For each scenario, you need immediate safety checks, a customer impact assessment, alternative production paths, communication triggers, and recovery timelines. One page per scenario is plenty. But that page needs to be specific to your bakery, your equipment, your customer base—not generic advice lifted from somewhere else.

Why simple beats sophisticated

Bakeries fail during incidents because they overcomplicate the response. They try to save everything, communicate perfectly with everyone, and maintain normal quality standards while the operation is falling apart.

The laminated playbook works because it forces simplicity. No logging into systems. No searching through documents. No calling the owner for permission. Grab it, read it, execute.

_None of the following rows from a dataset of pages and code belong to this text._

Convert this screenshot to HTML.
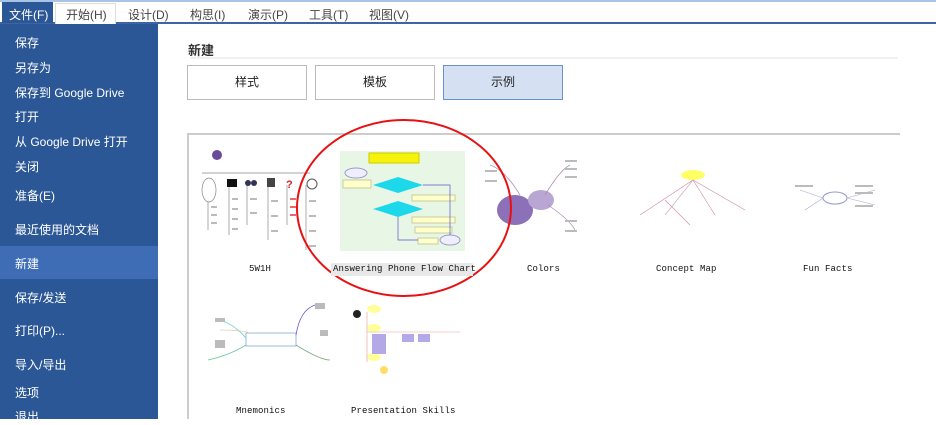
<!DOCTYPE html>
<html><head><meta charset="utf-8"><style>
*{margin:0;padding:0;box-sizing:border-box}
body{width:936px;height:419px;overflow:hidden;background:#fff;font-family:"Liberation Sans","Noto Sans CJK SC",sans-serif;position:relative}
.a{position:absolute}
.top{left:0;top:0;width:936px;height:2px;background:#a9c4e6}
.menu{left:0;top:2px;width:936px;height:22px;background:#fff;border-bottom:2px solid #3d64a6}
.mi{position:absolute;top:4px;font-size:12px;color:#444}
.side{left:0;top:24px;width:158px;height:395px;background:#2b5797}
.si{position:absolute;left:15px;font-size:12px;color:#fff}
.btn{position:absolute;top:65px;width:120px;height:35px;border:1px solid #bbb;background:#fff;font-size:12px;color:#222;text-align:center;line-height:33px}
.lbl{position:absolute;font-family:"Liberation Mono","Noto Sans CJK SC",monospace;font-size:9px;color:#111;letter-spacing:0.1px}
</style></head><body>
<div class="a top"></div>
<div class="a menu">
<div class="a" style="left:2px;top:0;width:51px;height:21px;background:#2b5797"></div>
<div class="mi" style="left:9px;color:#fff">文件(F)</div>
<div class="a" style="left:55px;top:1px;width:61px;height:21px;border:1px solid #ddd;border-bottom:none;background:#fff"></div>
<div class="mi" style="left:66px">开始(H)</div>
<div class="mi" style="left:128px">设计(D)</div>
<div class="mi" style="left:190px">构思(I)</div>
<div class="mi" style="left:248px">演示(P)</div>
<div class="mi" style="left:309px">工具(T)</div>
<div class="mi" style="left:369px">视图(V)</div>
</div>
<div class="a side">
<div class="si" style="top:10px">保存</div>
<div class="si" style="top:35px">另存为</div>
<div class="si" style="top:60px">保存到 Google Drive</div>
<div class="si" style="top:84px">打开</div>
<div class="si" style="top:109px">从 Google Drive 打开</div>
<div class="si" style="top:134px">关闭</div>
<div class="si" style="top:163px">准备(E)</div>
<div class="si" style="top:197px">最近使用的文档</div>
<div class="a" style="left:0;top:222px;width:158px;height:33px;background:#3e6db5"></div>
<div class="si" style="top:231px">新建</div>
<div class="si" style="top:265px">保存/发送</div>
<div class="si" style="top:298px">打印(P)...</div>
<div class="si" style="top:332px">导入/导出</div>
<div class="si" style="top:360px">选项</div>
<div class="si" style="top:384px">退出</div>
</div>
<div class="a" style="left:188px;top:40px;font-size:13px;color:#333;font-weight:bold">新建</div>
<div class="a" style="left:190px;top:57px;width:708px;height:2px;background:#f0f0f0"></div>
<div class="btn" style="left:187px">样式</div>
<div class="btn" style="left:315px">模板</div>
<div class="btn" style="left:443px;background:#d5e1f2;border-color:#6b90cf">示例</div>
<div class="a" style="left:187px;top:133px;width:713px;height:286px;border-top:2px solid #ccc;border-left:2px solid #ccc"></div>
<svg class="a" style="left:0;top:0" width="936" height="419">
<!-- 5W1H -->
<g stroke="#888" fill="none" stroke-width="0.7">
<line x1="202" y1="173" x2="310" y2="173"/>
<ellipse cx="209" cy="190" rx="7" ry="12"/>
<line x1="208" y1="202" x2="208" y2="230"/><line x1="229" y1="185" x2="229" y2="235"/><line x1="247" y1="185" x2="247" y2="225"/><line x1="268" y1="185" x2="268" y2="240"/><line x1="287" y1="185" x2="287" y2="225"/><line x1="306" y1="185" x2="306" y2="250"/>
</g>
<g fill="#bbb"><rect x="211" y="206" width="6" height="2"/><rect x="211" y="214" width="6" height="2"/><rect x="211" y="222" width="6" height="2"/><rect x="232" y="198" width="6" height="2"/><rect x="232" y="208" width="6" height="2"/><rect x="232" y="218" width="6" height="2"/><rect x="232" y="228" width="6" height="2"/><rect x="250" y="198" width="7" height="2"/><rect x="250" y="212" width="7" height="2"/><rect x="271" y="200" width="7" height="2"/><rect x="271" y="215" width="7" height="2"/><rect x="271" y="230" width="7" height="2"/><rect x="309" y="200" width="7" height="2"/><rect x="309" y="215" width="7" height="2"/><rect x="309" y="230" width="7" height="2"/><rect x="309" y="245" width="7" height="2"/></g>
<g fill="#e66"><rect x="290" y="198" width="6" height="2"/><rect x="290" y="206" width="6" height="2"/><rect x="290" y="214" width="6" height="2"/></g>
<circle cx="217" cy="155" r="5" fill="#6a4a9a"/><rect x="227" y="179" width="10" height="8" fill="#111"/><circle cx="248" cy="183" r="3" fill="#335"/><circle cx="254" cy="183" r="3" fill="#335"/><rect x="267" y="178" width="8" height="9" fill="#444"/><text x="286" y="188" fill="#d22" font-size="11" font-weight="bold">?</text><circle cx="312" cy="184" r="5" fill="none" stroke="#555"/>
<!-- flow -->
<rect x="340" y="138" width="127" height="122" fill="#fff"/>
<rect x="340" y="151" width="125" height="100" fill="#e8f6e6"/>
<rect x="369" y="153" width="50" height="10" fill="#f6f20a" stroke="#cc0"/>
<ellipse cx="356" cy="173" rx="11" ry="5" fill="#eef" stroke="#99c"/>
<rect x="343" y="180" width="28" height="8" fill="#ffc" stroke="#cc9"/>
<polygon points="373,185 398,177 423,185 398,193" fill="#1dd8ea"/>
<polygon points="373,209 398,201 423,209 398,217" fill="#1dd8ea"/>
<rect x="412" y="195" width="43" height="6" fill="#ffc" stroke="#cc9"/><rect x="412" y="217" width="43" height="6" fill="#ffc" stroke="#cc9"/><rect x="415" y="227" width="37" height="6" fill="#ffc" stroke="#cc9"/><rect x="418" y="238" width="20" height="6" fill="#ffc" stroke="#cc9"/>
<ellipse cx="450" cy="240" rx="10" ry="5" fill="#eef" stroke="#99c"/>
<path d="M398 217V240H418M423 185H450V235" stroke="#55c" fill="none" stroke-width="0.7"/>
<!-- colors -->
<ellipse cx="515" cy="210" rx="18" ry="15" fill="#8c70b8"/><ellipse cx="541" cy="200" rx="13" ry="10" fill="#b9a6d3"/>
<g stroke="#a8a" fill="none" stroke-width="0.7"><path d="M545 195Q560 170 570 165M548 205Q570 220 575 230M520 195Q505 170 490 165"/></g>
<g fill="#bbb"><rect x="565" y="160" width="12" height="2"/><rect x="565" y="168" width="12" height="2"/><rect x="565" y="176" width="12" height="2"/><rect x="565" y="220" width="12" height="2"/><rect x="565" y="230" width="12" height="2"/><rect x="485" y="170" width="12" height="2"/><rect x="485" y="180" width="12" height="2"/></g>
<!-- concept -->
<ellipse cx="693" cy="175" rx="12" ry="5" fill="#ff6"/>
<g stroke="#c8a" stroke-width="0.6" fill="none"><path d="M693 180L640 215M693 180L665 215M693 180L715 215M693 180L745 210M665 200L690 225"/></g>
<!-- fun facts -->
<ellipse cx="835" cy="198" rx="12" ry="6" fill="none" stroke="#99c"/>
<g stroke="#aac" stroke-width="0.6"><path d="M823 198L800 190M823 198L805 210M847 198L875 190M847 198L875 205"/></g>
<g fill="#bbb"><rect x="855" y="185" width="18" height="2"/><rect x="855" y="192" width="18" height="2"/><rect x="855" y="205" width="18" height="2"/><rect x="795" y="185" width="18" height="2"/></g>
<!-- mnemonics -->
<rect x="246" y="333" width="50" height="13" fill="#fff" stroke="#9bd"/>
<g fill="none" stroke-width="0.8"><path d="M246 338Q230 320 215 320" stroke="#6cc"/><path d="M296 335Q300 310 315 305" stroke="#75c"/><path d="M296 345Q320 360 330 360" stroke="#7a7"/><path d="M246 345Q230 355 208 360" stroke="#6c9"/><path d="M250 333Q240 330 220 330" stroke="#dca"/></g>
<g fill="#bbb"><rect x="215" y="318" width="10" height="4"/><rect x="215" y="340" width="10" height="8"/><rect x="315" y="303" width="10" height="6"/><rect x="320" y="330" width="8" height="6"/></g>
<!-- presentation -->
<circle cx="357" cy="314" r="4" fill="#222"/><ellipse cx="374" cy="309" rx="7" ry="4" fill="#ff9"/><ellipse cx="374" cy="328" rx="7" ry="4" fill="#ff9"/><ellipse cx="374" cy="357" rx="7" ry="4" fill="#ff9"/>
<line x1="367" y1="312" x2="367" y2="362" stroke="#e99" stroke-width="0.6"/><line x1="367" y1="332" x2="460" y2="332" stroke="#e99" stroke-width="0.6"/>
<rect x="372" y="334" width="14" height="20" fill="#b4a8e6"/><rect x="402" y="334" width="12" height="8" fill="#b4a8e6"/><rect x="418" y="334" width="12" height="8" fill="#b4a8e6"/><circle cx="384" cy="370" r="4" fill="#fd6"/>
<ellipse cx="404" cy="208" rx="107" ry="88" fill="none" stroke="#e81010" stroke-width="2"/>
</svg>
<div class="lbl" style="left:249px;top:264px">5W1H</div>
<div class="a" style="left:331px;top:263px;width:142px;height:13px;background:#e8e8e8"></div>
<div class="lbl" style="left:333px;top:264px">Answering Phone Flow Chart</div>
<div class="lbl" style="left:527px;top:264px">Colors</div>
<div class="lbl" style="left:656px;top:264px">Concept Map</div>
<div class="lbl" style="left:803px;top:264px">Fun Facts</div>
<div class="lbl" style="left:236px;top:406px">Mnemonics</div>
<div class="lbl" style="left:351px;top:406px">Presentation Skills</div>
</body></html>
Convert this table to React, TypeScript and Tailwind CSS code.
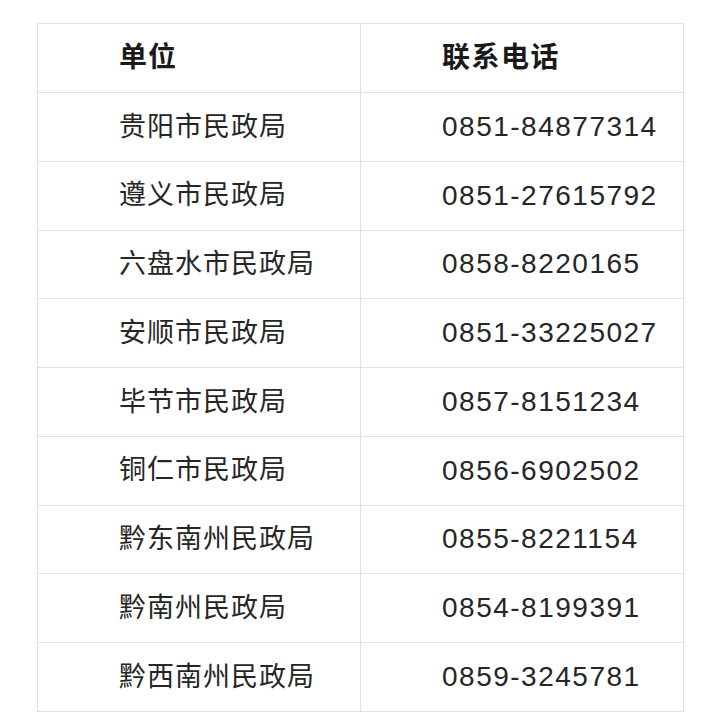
import React from "react";

const rows: [string, string][] = [
  ["贵阳市民政局", "0851-84877314"],
  ["遵义市民政局", "0851-27615792"],
  ["六盘水市民政局", "0858-8220165"],
  ["安顺市民政局", "0851-33225027"],
  ["毕节市民政局", "0857-8151234"],
  ["铜仁市民政局", "0856-6902502"],
  ["黔东南州民政局", "0855-8221154"],
  ["黔南州民政局", "0854-8199391"],
  ["黔西南州民政局", "0859-3245781"],
];

const font = {
  fontFamily:
    '"Liberation Sans", "Noto Sans CJK SC", sans-serif',
};

export default function App() {
  return (
    <div className="w-[720px] h-[724px] bg-white pt-[23px] pl-[37px]" style={font}>
      <div className="w-[647px] grid grid-cols-2 border-l border-t border-[#e2e2e2]">
        <div className="h-[69px] border-r border-b border-[#e2e2e2] flex items-center pl-[81px] text-[28px] font-bold tracking-[1px] text-[#1a1a1a]">
          单位
        </div>
        <div className="h-[69px] border-r border-b border-[#e2e2e2] flex items-center pl-[81px] text-[28px] font-bold tracking-[1.5px] text-[#1a1a1a]">
          联系电话
        </div>
        {rows.map(([name, phone], i) => (
          <React.Fragment key={i}>
            <div className="h-[68.75px] border-r border-b border-[#e2e2e2] flex items-center pl-[81px] text-[27px] tracking-[1px] text-[#262626]">
              {name}
            </div>
            <div className="h-[68.75px] border-r border-b border-[#e2e2e2] flex items-center pl-[81px] text-[28px] tracking-[1.5px] text-[#262626]">
              {phone}
            </div>
          </React.Fragment>
        ))}
      </div>
    </div>
  );
}
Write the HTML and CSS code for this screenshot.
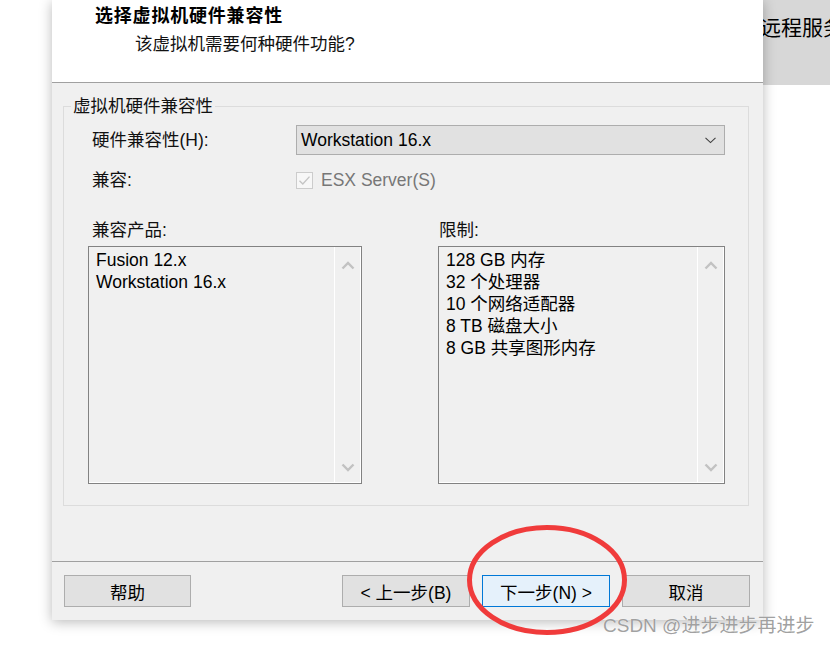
FILE: index.html
```html
<!DOCTYPE html>
<html lang="zh-CN">
  <head>
    <meta charset="UTF-8" />
    <meta name="viewport" content="width=device-width, initial-scale=1.0" />
    <title>新建虚拟机向导 - 选择虚拟机硬件兼容性</title>
    <link rel="stylesheet" href="styles.css">
  </head>
  <body>
    <div class="screen">
      <div class="gutter"></div>

      <div class="dialog">
        <div class="dialog-header">
          <div class="title">选择虚拟机硬件兼容性</div>
          <div class="subtitle">该虚拟机需要何种硬件功能?</div>
        </div>

        <div class="dialog-body">
          <fieldset class="group">
            <legend>虚拟机硬件兼容性</legend>

            <div class="row">
              <span class="label">硬件兼容性(H):</span>
              <div class="select">
                <span>Workstation 16.x</span>
                <svg width="11" height="7" viewBox="0 0 11 7"><path d="M0.5 0.8 L5.5 5.6 L10.5 0.8" fill="none" stroke="#404040" stroke-width="1.1"/></svg>
              </div>
            </div>

            <div class="row row-compat">
              <span class="label">兼容:</span>
              <span class="checkbox">
                <svg width="15" height="15" viewBox="0 0 15 15"><path d="M2.5 7.8 L5.8 11 L12.5 3.6" fill="none" stroke="#c4c4c4" stroke-width="1.4"/></svg>
              </span>
              <span class="check-label">ESX Server(S)</span>
            </div>

            <div class="lists">
              <div class="list-col list-products">
                <div class="list-title">兼容产品:</div>
                <div class="listbox">
                  <ul class="items">
                    <li>Fusion 12.x</li>
                    <li>Workstation 16.x</li>
                  </ul>
                  <div class="scrollbar">
                    <svg width="14" height="9" viewBox="0 0 14 9"><path d="M1.5 7.5 L7 2 L12.5 7.5" fill="none" stroke="#c2c2c2" stroke-width="2.4"/></svg>
                    <svg width="14" height="9" viewBox="0 0 14 9"><path d="M1.5 1.5 L7 7 L12.5 1.5" fill="none" stroke="#c2c2c2" stroke-width="2.4"/></svg>
                  </div>
                </div>
              </div>

              <div class="list-col list-limits">
                <div class="list-title">限制:</div>
                <div class="listbox">
                  <ul class="items">
                    <li>128 GB 内存</li>
                    <li>32 个处理器</li>
                    <li>10 个网络适配器</li>
                    <li>8 TB 磁盘大小</li>
                    <li>8 GB 共享图形内存</li>
                  </ul>
                  <div class="scrollbar">
                    <svg width="14" height="9" viewBox="0 0 14 9"><path d="M1.5 7.5 L7 2 L12.5 7.5" fill="none" stroke="#c2c2c2" stroke-width="2.4"/></svg>
                    <svg width="14" height="9" viewBox="0 0 14 9"><path d="M1.5 1.5 L7 7 L12.5 1.5" fill="none" stroke="#c2c2c2" stroke-width="2.4"/></svg>
                  </div>
                </div>
              </div>
            </div>
          </fieldset>
        </div>

        <div class="dialog-footer">
          <button class="btn btn-help">帮助</button>
          <button class="btn">&lt; 上一步(B)</button>
          <button class="btn btn-default">下一步(N) &gt;</button>
          <button class="btn">取消</button>
        </div>
      </div>

      <div class="side">
        <div class="side-top">远程服务</div>
      </div>

      <svg class="mark" width="160" height="110" viewBox="0 0 160 110">
        <ellipse cx="80" cy="55" rx="77.5" ry="52.5" fill="none" stroke="#f03b3b" stroke-width="5"/>
      </svg>
      <div class="watermark">CSDN @进步进步再进步</div>
    </div>
  </body>
</html>
```

FILE: styles.css
```css
* {
  box-sizing: border-box;
  margin: 0;
  padding: 0;
}

body {
  font-family: "Liberation Sans", "Noto Sans CJK SC", sans-serif;
  font-size: 17.5px;
  color: #111;
  background-color: #fff;
}

.screen {
  position: relative;
  display: flex;
  align-items: flex-start;
  width: 830px;
  height: 645px;
  overflow: hidden;
}

.gutter {
  flex: 0 0 52px;
}

.dialog {
  position: relative;
  z-index: 1;
  flex: 0 0 711px;
  height: 620px;
  display: flex;
  flex-direction: column;
  background-color: #f0f0f0;
  box-shadow: 0 2px 12px rgba(0, 0, 0, 0.28);
}

/* header */
.dialog-header {
  height: 83px;
  padding: 5px 0 0 43px;
  background-color: #fff;
  border-bottom: 1px solid #a0a0a0;
}

.title {
  font-size: 18px;
  font-weight: bold;
  line-height: 22px;
  letter-spacing: 0.8px;
  color: #000;
}

.subtitle {
  margin: 6px 0 0 40px;
  line-height: 22px;
}

/* body */
.dialog-body {
  flex: 1;
  padding: 12px 14px 0 11px;
}

.group {
  min-width: 0;
  border: 1px solid #dcdcdc;
  padding: 8px 23px 21px 28px;
}

.group legend {
  margin-left: -21px;
  padding: 0 2px;
  line-height: 22px;
}

.row {
  display: flex;
  align-items: center;
  height: 30px;
}

.row-compat {
  height: 22px;
  margin-top: 14px;
}

.label {
  flex: 0 0 204px;
  line-height: 22px;
}

.select {
  display: flex;
  align-items: center;
  justify-content: space-between;
  width: 429px;
  height: 30px;
  padding: 0 8px 0 4px;
  background-color: #e1e1e1;
  border: 1px solid #adadad;
  color: #000;
}

.checkbox {
  display: flex;
  align-items: center;
  justify-content: center;
  width: 17px;
  height: 17px;
  border: 1px solid #cccccc;
  background-color: #f7f7f7;
}

.check-label {
  margin-left: 8px;
  color: #777;
}

.lists {
  display: flex;
  gap: 76px;
  margin: 28px 0 0 -4px;
}

.list-products {
  width: 274px;
}

.list-limits {
  width: 287px;
}

.list-title {
  line-height: 22px;
  padding-left: 4px;
}

.list-limits .list-title {
  padding-left: 1px;
}

.listbox {
  display: flex;
  height: 238px;
  margin-top: 5px;
  border: 1px solid #828282;
  box-shadow: inset -1px -1px 0 #fff;
  background-color: #f0f0f0;
}

.items {
  flex: 1;
  list-style: none;
  padding: 2px 0 0 7px;
  line-height: 22px;
  color: #000;
}

.scrollbar {
  flex: 0 0 27px;
  display: flex;
  flex-direction: column;
  align-items: center;
  justify-content: space-between;
  padding: 14px 1px 11px 0;
  border-left: 1px solid #fff;
}

/* footer */
.dialog-footer {
  display: flex;
  gap: 12px;
  padding: 13px 13px 13px 12px;
  border-top: 1px solid #a0a0a0;
}

.btn {
  width: 128px;
  height: 32px;
  font: inherit;
  color: #000;
  background-color: #e1e1e1;
  border: 1px solid #adadad;
}

.btn-help {
  width: 127px;
  margin-right: auto;
}

.btn-default {
  background-color: #e5f1fb;
  border-color: #0078d7;
}

/* window behind */
.side {
  flex: 1;
  min-width: 0;
}

.side-top {
  height: 85px;
  padding-top: 13px;
  background-color: #d7d7d7;
  font-size: 21px;
  line-height: 30px;
  color: #000;
  white-space: nowrap;
  text-indent: -3px;
  overflow: hidden;
}

/* annotations over the screenshot */
.mark {
  position: absolute;
  left: 467px;
  top: 525px;
  z-index: 2;
}

.watermark {
  position: absolute;
  left: 603px;
  top: 614px;
  z-index: 3;
  font-size: 19px;
  line-height: 24px;
  color: rgba(135, 135, 135, 0.8);
  text-shadow: 0 0 1px #fff;
  white-space: nowrap;
}
```
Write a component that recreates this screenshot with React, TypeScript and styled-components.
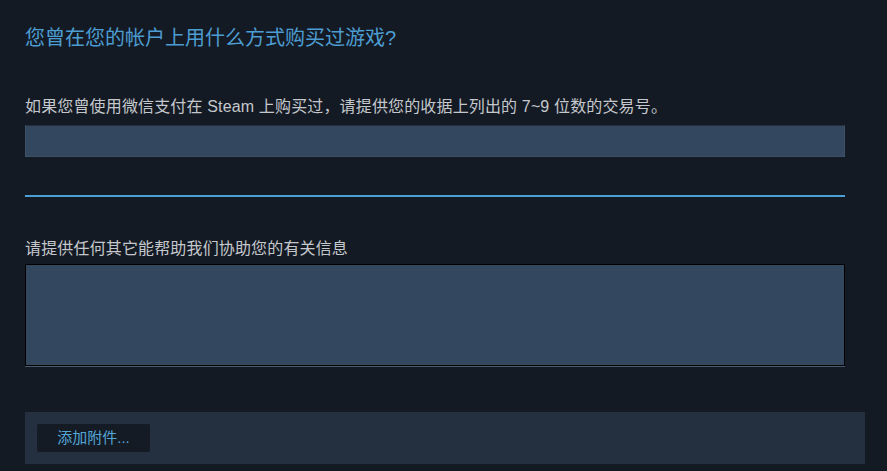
import React from "react";
import styled, { createGlobalStyle } from "styled-components";

const Global = createGlobalStyle`
  html, body {
    margin: 0;
    padding: 0;
    background: #141a24;
  }
  body {
    font-family: "Liberation Sans", "Noto Sans CJK SC", sans-serif;
  }
`;

const Page = styled.div`
  width: 887px;
  height: 471px;
  box-sizing: border-box;
  padding: 26px 0 0 25px;
  background: #141a24;
  display: flex;
  flex-direction: column;
  overflow: hidden;
`;

const Title = styled.h2`
  margin: 0;
  font-size: 20px;
  line-height: 24px;
  font-weight: 400;
  color: #4c9dd1;
`;

const Label = styled.div<{ $top: number }>`
  margin-top: ${(p) => p.$top}px;
  font-size: 16px;
  line-height: 20px;
  letter-spacing: 0.15px;
  color: #c4c8cc;
`;

const TextInput = styled.input`
  margin-top: 8px;
  width: 820px;
  height: 32px;
  box-sizing: border-box;
  background: #33485f;
  border: 1px solid #3c5068;
  border-top-color: #223040;
  outline: none;
  color: #c4c8cc;
  font: inherit;
  padding: 0 8px;
`;

const Divider = styled.div`
  margin-top: 38px;
  width: 820px;
  height: 2px;
  background: #4b9fd6;
`;

const TextArea = styled.textarea`
  margin-top: 5px;
  width: 820px;
  height: 102px;
  box-sizing: border-box;
  background: #33485f;
  border: 1px solid #000;
  box-shadow: 0 1px 0 #485a6e;
  outline: none;
  resize: none;
  color: #c4c8cc;
  font: inherit;
  padding: 6px;
`;

const AttachPanel = styled.div`
  margin-top: 46px;
  width: 840px;
  height: 52px;
  box-sizing: border-box;
  padding: 12px;
  background: #24303f;
  display: flex;
  align-items: center;
`;

const AttachButton = styled.button`
  width: 113px;
  height: 28px;
  border: none;
  border-radius: 2px;
  background: #141b24;
  color: #55a6d8;
  font-family: inherit;
  font-size: 15px;
  line-height: 28px;
  padding: 0;
  cursor: pointer;
`;

export default function App() {
  return (
    <>
      <Global />
      <Page>
        <Title>您曾在您的帐户上用什么方式购买过游戏?</Title>
        <Label $top={47}>
          如果您曾使用微信支付在 Steam 上购买过，请提供您的收据上列出的 7~9 位数的交易号。
        </Label>
        <TextInput type="text" />
        <Divider />
        <Label $top={42}>请提供任何其它能帮助我们协助您的有关信息</Label>
        <TextArea />
        <AttachPanel>
          <AttachButton>添加附件...</AttachButton>
        </AttachPanel>
      </Page>
    </>
  );
}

When disaster hits at 5am on a holiday weekend, muscle memory is all you've got.

Making peace with imperfection

The hardest part of incident response isn't the operational challenge—it's accepting that some customers will be unhappy no matter what you do.

Your playbook's job isn't to achieve perfection. It's to minimize damage, preserve key relationships, and keep your team functional enough to open tomorrow. A bakery that handles incidents at 75% effectiveness consistently will outlast one that alternates between 95% success and complete meltdown.

Each incident teaches you something. Each playbook iteration gets a little better. Each drill builds more confidence. The goal isn't to prevent all problems—it's to handle them without destroying your business or your sanity.

That laminated sheet under your counter isn't just an emergency tool. It's the difference between a bad day and a business-ending disaster.

The investment that pays for itself

Building your complete bakery day-of incident playbook takes roughly 8–12 hours upfront. Laminating costs maybe $20. Monthly training runs eat up an hour.

Compare that to the cost of one botched Saturday. Lost revenue, refunds, overtime to fix mistakes, customer acquisition costs to replace angry defectors—easily $2,000–$5,000 for a small bakery.

It pays for itself the first time you actually use it. More than that, it transforms incidents from team-destroying nightmares into manageable operational problems. Your best employees stop quitting after bad days. Customer relationships survive the occasional failure. Your reputation recovers quickly instead of spiraling on social media.

Start with Saturday morning scenarios

Don't try to build the complete playbook overnight. Start with your highest-risk scenario—probably Saturday morning equipment failure.

Map out exactly what happens if your main oven dies at 6am on your busiest day. Who does what? What gets saved? What gets sacrificed? How do customers find out? Laminate that single page and put it under the counter. Run one drill with your team. See what breaks. Fix it. Run it again.

Once Saturday morning feels bulletproof, add your next nightmare scenario. Build the playbook one incident at a time, each one making your bakery slightly more resilient.

The bakeries that survive long-term aren't the ones that never have problems. They're the ones that handle problems without falling apart.